Legacy apparel retailers falter with digital natives

Fashion retailers are coming off a rough year.

Abercrombie & Fitch saw sales decline for the eleventh consecutive quarter — leading to the resignation of its longtime CEO Mike Jeffries. Gap’s image and sales both took a beating largely at the hands of its dud of a “dress normal” campaign, although it recovered slightly in the third quarter. Most recently, British retailer Marks & Spencer reported a slump in sales for the fourteenth consecutive quarter, with international sales down by 5.9 percent.

There is, in fact, not a single apparel retailer that’s not having a tough time, according to Sucharita Mulpuru, an analyst at Forrester. But the reason brands like Gap and Abercrombie & Fitch have taken the worst hit is because they are large, mature retailers that haven’t broken through to digital natives.

“Once you’re saturated as a brand, you’ve reached all the consumers you can reach, and you’re in all the stores you can be in, it’s very difficult to grow – unless you grow into new categories and take share away from your competitors,” she told Digiday.

The challenge these brands face is that the youngest shoppers are simply not making purchases the way previous generations do, said Doug Stephens, founder of retail advising firm Retail Prophet. “We are looking at a monumental transition taking place now demographically,” he said. “ Statistically, Americans stop buying as much apparel beyond 50 which means the Baby Boomer generation will see a decline in terms of their purchasing power.”

On the other hand, he said, the younger generation doesn’t want a Gap to tell them what to wear. Millennials look to niche brands and are influenced by trends on social and digital.

“It’s a completely new way of buying,” said Stephens. “They have a revolving door of choices and selection at their fingertips.”

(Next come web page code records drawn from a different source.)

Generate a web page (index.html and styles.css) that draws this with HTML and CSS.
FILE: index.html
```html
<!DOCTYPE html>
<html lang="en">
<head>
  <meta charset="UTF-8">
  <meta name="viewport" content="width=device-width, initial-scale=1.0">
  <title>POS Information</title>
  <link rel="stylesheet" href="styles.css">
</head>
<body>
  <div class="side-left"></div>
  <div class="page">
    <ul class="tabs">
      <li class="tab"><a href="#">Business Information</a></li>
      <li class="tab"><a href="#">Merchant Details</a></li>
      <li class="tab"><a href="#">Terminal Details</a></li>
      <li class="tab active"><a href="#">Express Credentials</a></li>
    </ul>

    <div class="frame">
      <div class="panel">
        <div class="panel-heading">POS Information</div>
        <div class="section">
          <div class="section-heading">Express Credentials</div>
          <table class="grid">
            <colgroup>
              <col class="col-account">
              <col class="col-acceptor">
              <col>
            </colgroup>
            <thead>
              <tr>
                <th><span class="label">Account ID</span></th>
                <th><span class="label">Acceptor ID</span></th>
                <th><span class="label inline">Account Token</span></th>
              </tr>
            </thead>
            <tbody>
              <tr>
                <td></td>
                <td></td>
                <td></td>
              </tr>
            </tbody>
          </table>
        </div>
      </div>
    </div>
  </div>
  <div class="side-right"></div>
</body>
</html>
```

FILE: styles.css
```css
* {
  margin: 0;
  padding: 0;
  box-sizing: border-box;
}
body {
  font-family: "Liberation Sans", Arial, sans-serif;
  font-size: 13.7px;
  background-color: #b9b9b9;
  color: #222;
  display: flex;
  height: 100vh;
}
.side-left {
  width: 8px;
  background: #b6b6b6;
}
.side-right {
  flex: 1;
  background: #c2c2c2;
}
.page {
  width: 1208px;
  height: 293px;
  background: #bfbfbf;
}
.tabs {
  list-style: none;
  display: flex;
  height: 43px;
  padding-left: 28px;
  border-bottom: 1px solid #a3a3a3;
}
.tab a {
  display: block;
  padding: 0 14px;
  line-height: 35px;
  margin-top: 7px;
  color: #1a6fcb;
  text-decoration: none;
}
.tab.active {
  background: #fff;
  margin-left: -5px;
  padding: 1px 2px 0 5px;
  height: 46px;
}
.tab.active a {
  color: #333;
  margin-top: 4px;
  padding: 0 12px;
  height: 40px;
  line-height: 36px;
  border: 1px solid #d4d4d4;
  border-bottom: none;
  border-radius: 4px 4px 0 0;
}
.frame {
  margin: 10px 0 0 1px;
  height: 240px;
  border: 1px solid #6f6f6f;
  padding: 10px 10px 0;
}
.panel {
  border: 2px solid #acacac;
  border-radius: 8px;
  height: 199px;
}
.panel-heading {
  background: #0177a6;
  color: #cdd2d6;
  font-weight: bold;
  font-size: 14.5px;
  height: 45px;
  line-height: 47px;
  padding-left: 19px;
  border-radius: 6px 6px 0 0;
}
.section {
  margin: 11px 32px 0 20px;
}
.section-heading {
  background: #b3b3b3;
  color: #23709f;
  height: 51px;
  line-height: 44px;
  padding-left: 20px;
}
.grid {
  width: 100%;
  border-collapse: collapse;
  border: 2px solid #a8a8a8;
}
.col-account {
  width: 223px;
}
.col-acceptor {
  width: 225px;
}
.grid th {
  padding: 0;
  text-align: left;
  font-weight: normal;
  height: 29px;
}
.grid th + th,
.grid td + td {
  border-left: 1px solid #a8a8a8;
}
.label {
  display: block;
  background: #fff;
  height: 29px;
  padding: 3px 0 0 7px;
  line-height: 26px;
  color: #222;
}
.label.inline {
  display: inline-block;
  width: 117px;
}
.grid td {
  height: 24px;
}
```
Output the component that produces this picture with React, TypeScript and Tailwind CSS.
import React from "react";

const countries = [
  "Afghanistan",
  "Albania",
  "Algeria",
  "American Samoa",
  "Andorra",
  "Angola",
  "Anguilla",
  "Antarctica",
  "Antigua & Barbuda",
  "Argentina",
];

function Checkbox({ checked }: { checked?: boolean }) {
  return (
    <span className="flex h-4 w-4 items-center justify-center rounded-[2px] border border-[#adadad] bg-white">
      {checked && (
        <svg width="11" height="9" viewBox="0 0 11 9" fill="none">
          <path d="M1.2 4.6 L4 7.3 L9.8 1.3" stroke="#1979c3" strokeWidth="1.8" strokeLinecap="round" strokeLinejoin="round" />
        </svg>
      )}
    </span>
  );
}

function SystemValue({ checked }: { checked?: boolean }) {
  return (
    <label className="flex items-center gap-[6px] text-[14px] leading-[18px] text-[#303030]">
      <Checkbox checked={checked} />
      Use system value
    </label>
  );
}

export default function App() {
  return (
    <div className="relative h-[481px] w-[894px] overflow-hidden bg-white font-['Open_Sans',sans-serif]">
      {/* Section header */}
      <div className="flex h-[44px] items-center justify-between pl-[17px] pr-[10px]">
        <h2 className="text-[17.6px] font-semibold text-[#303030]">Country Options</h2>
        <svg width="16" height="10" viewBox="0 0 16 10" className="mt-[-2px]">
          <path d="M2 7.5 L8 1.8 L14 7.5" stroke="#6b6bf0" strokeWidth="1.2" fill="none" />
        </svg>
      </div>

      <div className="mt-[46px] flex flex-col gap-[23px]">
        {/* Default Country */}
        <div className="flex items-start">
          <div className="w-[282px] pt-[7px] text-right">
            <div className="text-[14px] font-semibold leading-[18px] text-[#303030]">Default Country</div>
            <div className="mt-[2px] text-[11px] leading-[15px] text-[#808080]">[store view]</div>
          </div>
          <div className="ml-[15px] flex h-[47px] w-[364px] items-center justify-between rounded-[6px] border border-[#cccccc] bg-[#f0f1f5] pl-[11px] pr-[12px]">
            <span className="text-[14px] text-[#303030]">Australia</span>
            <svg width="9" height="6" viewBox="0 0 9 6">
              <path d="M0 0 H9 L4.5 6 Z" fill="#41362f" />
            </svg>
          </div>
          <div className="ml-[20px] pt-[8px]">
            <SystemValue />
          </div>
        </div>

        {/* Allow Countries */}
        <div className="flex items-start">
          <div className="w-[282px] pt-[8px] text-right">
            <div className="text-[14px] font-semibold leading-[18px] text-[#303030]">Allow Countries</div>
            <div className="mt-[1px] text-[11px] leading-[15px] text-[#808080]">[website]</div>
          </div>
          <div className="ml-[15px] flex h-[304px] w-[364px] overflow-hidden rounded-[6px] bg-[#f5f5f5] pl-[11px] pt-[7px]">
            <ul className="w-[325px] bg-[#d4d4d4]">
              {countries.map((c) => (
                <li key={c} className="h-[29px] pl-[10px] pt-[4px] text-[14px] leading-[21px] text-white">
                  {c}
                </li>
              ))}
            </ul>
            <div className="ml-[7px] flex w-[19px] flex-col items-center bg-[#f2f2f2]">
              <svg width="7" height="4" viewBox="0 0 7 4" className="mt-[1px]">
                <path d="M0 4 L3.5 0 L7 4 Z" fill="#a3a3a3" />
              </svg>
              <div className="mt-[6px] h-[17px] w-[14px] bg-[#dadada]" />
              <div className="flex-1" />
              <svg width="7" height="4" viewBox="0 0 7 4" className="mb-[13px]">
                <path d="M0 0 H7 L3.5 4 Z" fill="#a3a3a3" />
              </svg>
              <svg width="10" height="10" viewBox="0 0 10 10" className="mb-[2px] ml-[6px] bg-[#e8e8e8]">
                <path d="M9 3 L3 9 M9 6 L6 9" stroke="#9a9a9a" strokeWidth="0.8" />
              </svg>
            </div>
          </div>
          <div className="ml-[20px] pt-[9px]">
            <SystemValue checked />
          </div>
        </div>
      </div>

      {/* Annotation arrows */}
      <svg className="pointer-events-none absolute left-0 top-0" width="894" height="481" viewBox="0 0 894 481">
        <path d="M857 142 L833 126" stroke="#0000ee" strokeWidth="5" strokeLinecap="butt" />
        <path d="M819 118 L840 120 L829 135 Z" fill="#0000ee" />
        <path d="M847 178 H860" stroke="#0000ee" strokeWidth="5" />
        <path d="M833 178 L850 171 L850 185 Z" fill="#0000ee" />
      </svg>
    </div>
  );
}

In fact, many retailers may have already “fallen behind” on this front by failing to recognize the importance of having a digital presence, said Tiffany Hogan, analyst at Kantar Retail. “Anyone just starting to formulate a digital plan at this point in the game is going to be well behind an ocean of its peers that realized its value sooner,” she said.

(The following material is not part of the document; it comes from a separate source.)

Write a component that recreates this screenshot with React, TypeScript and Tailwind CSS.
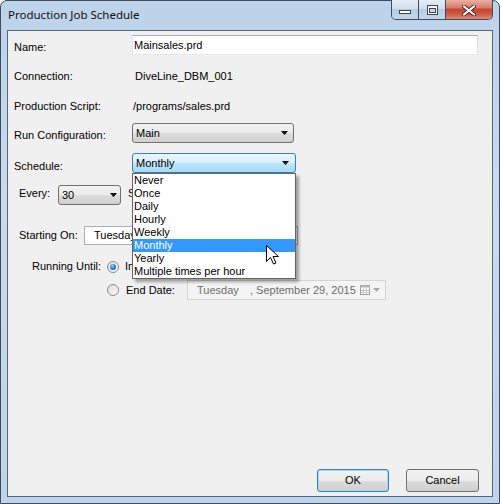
import React from "react";

const scheduleOptions = [
  "Never",
  "Once",
  "Daily",
  "Hourly",
  "Weekly",
  "Monthly",
  "Yearly",
  "Multiple times per hour",
];

const buttonFace =
  "bg-[linear-gradient(to_bottom,#f2f2f2_0%,#ebebeb_50%,#dddddd_51%,#cfcfcf_100%)]";

function Arrow({ color = "#000" }: { color?: string }) {
  return (
    <svg width="7" height="4" viewBox="0 0 7 4" className="shrink-0">
      <path d="M0 0h7L3.5 4z" fill={color} />
    </svg>
  );
}

function CaptionButtons() {
  return (
    <div className="-mt-px mr-[6px] ml-auto flex h-[20px] overflow-hidden rounded-b-[5px] border border-t-0 border-[#3d4d61]">
      <div className="flex w-[27px] items-start justify-center border-r border-[#3d4d61] bg-[linear-gradient(to_bottom,#e4edf7_0%,#d0deee_45%,#b8cbe0_50%,#c6d7ea_100%)] pt-[10px]">
        <svg width="12" height="4" viewBox="0 0 12 4">
          <rect x="0.5" y="0.5" width="11" height="3" fill="#fff" stroke="#3a4656" />
        </svg>
      </div>
      <div className="flex w-[27px] items-start justify-center border-r border-[#3d4d61] bg-[linear-gradient(to_bottom,#e4edf7_0%,#d0deee_45%,#b8cbe0_50%,#c6d7ea_100%)] pt-[5px]">
        <svg width="11" height="10" viewBox="0 0 11 10">
          <rect x="0.5" y="0.5" width="10" height="9" fill="#fff" stroke="#3a4656" />
          <rect x="2.5" y="3.5" width="6" height="4" fill="#c9d7e8" stroke="#3a4656" />
        </svg>
      </div>
      <div className="flex w-[46px] items-start justify-center bg-[linear-gradient(to_bottom,#eab1a4_0%,#d97c6a_40%,#c44630_50%,#cf5a42_75%,#e08d76_100%)] pt-[5px]">
        <svg width="14" height="11" viewBox="0 0 14 11">
          <path d="M2 1.5L12 9.5M12 1.5L2 9.5" stroke="#4a2620" strokeWidth="4" strokeLinecap="square" />
          <path d="M2 1.5L12 9.5M12 1.5L2 9.5" stroke="#fff" strokeWidth="2" strokeLinecap="square" />
        </svg>
      </div>
    </div>
  );
}

function Radio({ checked }: { checked?: boolean }) {
  return (
    <svg width="12" height="12" viewBox="0 0 12 12" className="shrink-0">
      <defs>
        <linearGradient id="rb-face" x1="0" y1="0" x2="1" y2="1">
          <stop offset="0" stopColor="#dcdcdc" />
          <stop offset="1" stopColor="#fbfbfb" />
        </linearGradient>
        <radialGradient id="rb-dot" cx="0.4" cy="0.35" r="0.7">
          <stop offset="0" stopColor="#8fd3ff" />
          <stop offset="0.6" stopColor="#2a8ad4" />
          <stop offset="1" stopColor="#0f4d8a" />
        </radialGradient>
      </defs>
      <circle cx="6" cy="6" r="5.5" fill="url(#rb-face)" stroke="#8a8a8a" />
      {checked && <circle cx="6" cy="6" r="3" fill="url(#rb-dot)" />}
    </svg>
  );
}

function Cursor() {
  return (
    <svg
      width="13"
      height="20"
      viewBox="0 0 13 20"
      className="absolute top-[244px] left-[265px] z-20"
    >
      <path
        d="M0.5 0.5V16.5L4.5 12.5L7.5 19L10 18L7 11.5H12.5Z"
        fill="#fff"
        stroke="#000"
        strokeLinejoin="round"
      />
    </svg>
  );
}

export default function App() {
  return (
    <div className="h-[504px] w-[500px] bg-white">
      <div className="relative flex h-full w-full flex-col rounded-t-[7px] border border-[#3c4b5d] bg-[linear-gradient(to_bottom,#bcd3ea_0%,#c8daee_40%,#bfd4ea_100%)]">
        {/* caption */}
        <div className="flex h-[29px] shrink-0">
          <span className="pt-[6px] pl-[7px] font-['Noto_Sans',sans-serif] text-[11.5px] leading-[16px] text-[#111]">
            Production Job Schedule
          </span>
          <CaptionButtons />
        </div>

        {/* client area */}
        <div className="mx-[6px] mb-[6px] flex flex-1 flex-col border border-[#56677b] bg-[#f0f0f0] font-['Liberation_Sans',Arial,sans-serif] text-[11px] leading-[13px] text-black">
          <div className="mt-[4px] flex items-start pl-[6px]">
            <span className="w-[118px] pt-[6px]">Name:</span>
            <div className="flex h-[20px] w-[346px] items-center border border-t-[#abadb3] border-r-[#dbdfe6] border-b-[#e3e9ef] border-l-[#e2e3ea] bg-white pl-[1px]">
              Mainsales.prd
            </div>
          </div>

          <div className="mt-[15px] flex pl-[6px]">
            <span className="w-[118px]">Connection:</span>
            <span className="pl-[3px]">DiveLine_DBM_001</span>
          </div>

          <div className="mt-[17px] flex pl-[6px]">
            <span className="w-[118px]">Production Script:</span>
            <span className="pl-[1px]">/programs/sales.prd</span>
          </div>

          <div className="mt-[10px] flex items-start pl-[6px]">
            <span className="w-[118px] pt-[6px]">Run Configuration:</span>
            <div className={`flex h-[20px] w-[162px] items-center justify-between rounded-[3px] border border-[#707070] ${buttonFace} pr-[5px] pl-[3px]`}>
              <span>Main</span>
              <Arrow />
            </div>
          </div>

          <div className="mt-[10px] flex items-start pl-[6px]">
            <span className="w-[118px] pt-[7px]">Schedule:</span>
            <div className="relative z-10">
              <div className="flex h-[20px] w-[164px] items-center justify-between rounded-[3px] border border-[#3c7fb1] bg-[linear-gradient(to_bottom,#eaf6fd_0%,#d9f0fc_50%,#bee6fd_51%,#a7d9f5_100%)] pr-[6px] pl-[3px]">
                <span>Monthly</span>
                <Arrow />
              </div>
              <ul className="absolute top-[20px] left-0 w-[164px] border border-[#646464] bg-white shadow-[3px_3px_3px_rgba(0,0,0,0.35)]">
                {scheduleOptions.map((opt) => (
                  <li
                    key={opt}
                    className={
                      opt === "Monthly"
                        ? "h-[13px] bg-[#3399ff] pl-[1px] text-white"
                        : "h-[13px] pl-[1px]"
                    }
                  >
                    {opt}
                  </li>
                ))}
              </ul>
            </div>
          </div>

          <div className="mt-[12px] flex items-start pl-[11px]">
            <span className="w-[39px] pt-[2px]">Every:</span>
            <div className={`flex h-[20px] w-[63px] items-center justify-between rounded-[3px] border border-[#707070] ${buttonFace} pr-[3px] pl-[3px]`}>
              <span>30</span>
              <Arrow />
            </div>
            <span className="pt-[2px] pl-[7px]">Seconds</span>
          </div>

          <div className="mt-[21px] flex items-start pl-[11px]">
            <span className="w-[65px] pt-[3px]">Starting On:</span>
            <div className="flex h-[19px] w-[214px] items-center border border-[#abadb3] bg-white pl-[9px]">
              Tuesday
            </div>
          </div>

          <div className="mt-[15px] flex items-start pl-[24px]">
            <span className="w-[75px]">Running Until:</span>
            <div className="pt-[1px]">
              <Radio checked />
            </div>
            <span className="pl-[6px]">Indefinitely</span>
          </div>

          <div className="mt-[7px] flex items-start pl-[99px]">
            <div className="pt-[4px]">
              <Radio />
            </div>
            <span className="w-[68px] pt-[4px] pl-[7px]">End Date:</span>
            <div className="flex h-[20px] w-[199px] items-center border border-[#d5d5d5] bg-[#f4f4f4] pl-[9px] text-[#6d6d6d]">
              <span className="w-[53px]">Tuesday</span>
              <span>, September 29, 2015</span>
              <svg width="10" height="10" viewBox="0 0 10 10" className="ml-auto">
                <rect x="0.5" y="0.5" width="9" height="9" fill="#fff" stroke="#a0a0a0" />
                <rect x="0.5" y="0.5" width="9" height="2" fill="#b8b8b8" />
                <path d="M3.5 3v6M6.5 3v6M1 5.5h8M1 7.5h8" stroke="#c8c8c8" />
              </svg>
              <span className="mr-[5px] ml-[3px]">
                <Arrow color="#a8a8a8" />
              </span>
            </div>
          </div>

          <div className="mt-auto flex justify-end gap-[17px] pr-[13px] pb-[4px]">
            <button className="h-[23px] w-[72px] rounded-[3px] border border-[#3c7fb1] bg-[linear-gradient(to_bottom,#f2f2f2_0%,#ebebeb_50%,#dddddd_51%,#cfcfcf_100%)] shadow-[inset_0_0_0_1px_#9fdcf8] text-black">
              OK
            </button>
            <button className={`h-[23px] w-[73px] rounded-[3px] border border-[#707070] ${buttonFace} text-black`}>
              Cancel
            </button>
          </div>
        </div>

        <Cursor />
      </div>
    </div>
  );
}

There are competitive dynamics that disrupt retailers from quarter to quarter, says Mulpuru. And increasingly, it is the e-retailers that are digitally savvy that are chipping away from the giants’ businesses.

One such digital retailer is Francesca’s, a chic and affordable Texas-based chain with modest beginnings that grew into a network of over 500 boutiques in 45 states — due to its focus on developing its eclectic and easy-to-navigate online boutique. A number of other smaller e-retailers are also getting it right. Bib+Tuck has the requisite app and social media presence, but also does weekly news blasts and online chats with stylists online. Then, there are the fast fashion portals, like ASOS, Tobi and Nasty Gal, which make browsing and purchasing a fun digital experience.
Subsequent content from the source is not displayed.